To this end they found they had to upgrade the PC.. and that meant upgrading the OS and the Office suite and for 80%? of office users gaining nothing new...

Indeed I would say that for 95% of things done in whatever version of word is being used today the same could have been achieved easier and faster in Word 2.0... really a business letter is still a business letter ...

 

So in a way we are back to language and dialects....Norwegian is not a language, much as Norwegians want it to be its merely two dialects of the Nordic family.
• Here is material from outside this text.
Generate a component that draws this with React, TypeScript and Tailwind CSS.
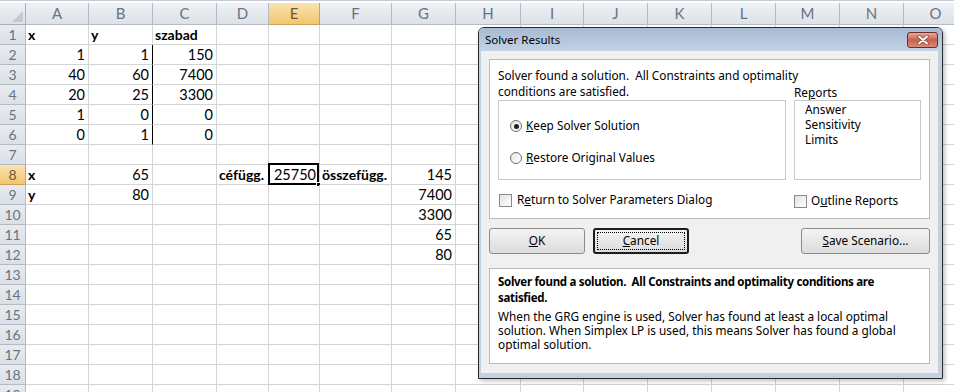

Bokmal is closer to Swedish than Nynorsk the other language which is itself closer to Danish and both Danish and Swedish are far richer languages than either Norwegian dialect so many Norwegian authors have ... well written in English .... rather than borrow a few words from richer languages which are closer.

 

and the weird thing.... this mostly happened as a direct result of WP and/or lotus spending a lot of time on import filters and export filters for MS word... such that a WP user would "SaveAs Word" and the Lotus user would "Import word xx format"

 

The simple fact is market dominance and controlling the standards is what counts most in technology and quite often is the only deciding factor... slowly the WP and Lotus users just adopted the common standard.